C.J.S., Motor Vehicles §§1408 to 1411

C.J.S., Motor Vehicles §1545

The current standard the prosecution must achieve was set forth in Commonwealth v. Connolly.

In Connolly, the Supreme Judicial Court stated “in a prosecution for operating a motor vehicle while under the influence of intoxicating liquor, the Commonwealth must prove beyond a reasonable doubt that the defendant's consumption of alcohol diminished the defendant's ability to operate a motor vehicle safely. The Commonwealth need not prove that the defendant actually drove in an unsafe or erratic manner, but it must prove a diminished capacity to operate safely.” However, another fair interpretation of the statute would prohibit driving only if alcohol has affected the driver to such a degree that the driver threatens the public welfare. Proof of drunkenness is not required to establish impairment. A motorist can be found to be operating under the influence of intoxicating liquor “‘if the liquor that he has taken influenced his driving to any perceptible degree.'”However, the Commonwealth must prove beyond a reasonable doubt that defendant's consumption of alcohol diminished the defendant's ability to operate a motor vehicle safely. The Commonwealth need not prove that the defendant's drinking rendered his actual operation of the vehicle unsafe to be convicted of operating motor vehicle while under influence, but it must prove that it diminished his capacity to operate safely. The Appeals Court held that there was a substantial possibility of a miscarriage of justice warranting reversal due to the trial judge's giving of a jury instruction providing that a conviction for driving while under influence of intoxicating liquor was warranted if the defendant was influenced in some perceptible degree by intoxicating liquor, regardless of whether it impaired his ability to drive safely. A conviction for driving while under the influence of intoxicating liquor (DWI) may rest entirely on circumstantial evidence. A lay witness may testify to another's sobriety or lack of it.

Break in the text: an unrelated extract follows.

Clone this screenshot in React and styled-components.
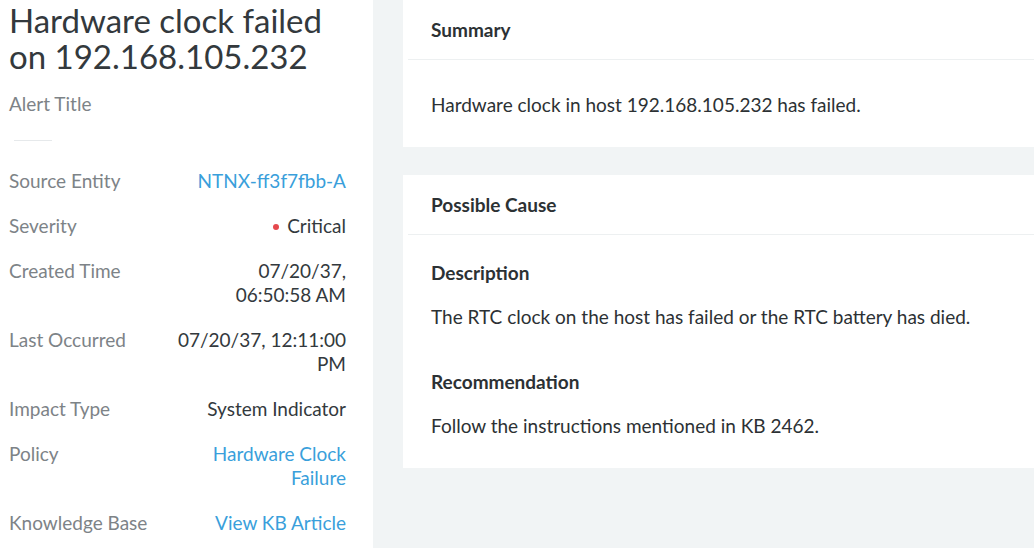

However it may be error to allow a police officer to give opinion testimony that he believed the defendant's ability to operate a motor vehicle safely was impaired. There may also be a question as to whether a police officer, testifying to a lay opinion that the defendant was operating under the influence of alcohol, constitutes an opinion of guilt. The Appeals Court held that testimony from a police officer that the defendant was engaged in drug dealing constituted an opinion of guilt. Such testimony is unnecessary, and it tends to usurp the jury's function of drawing inferences from the facts.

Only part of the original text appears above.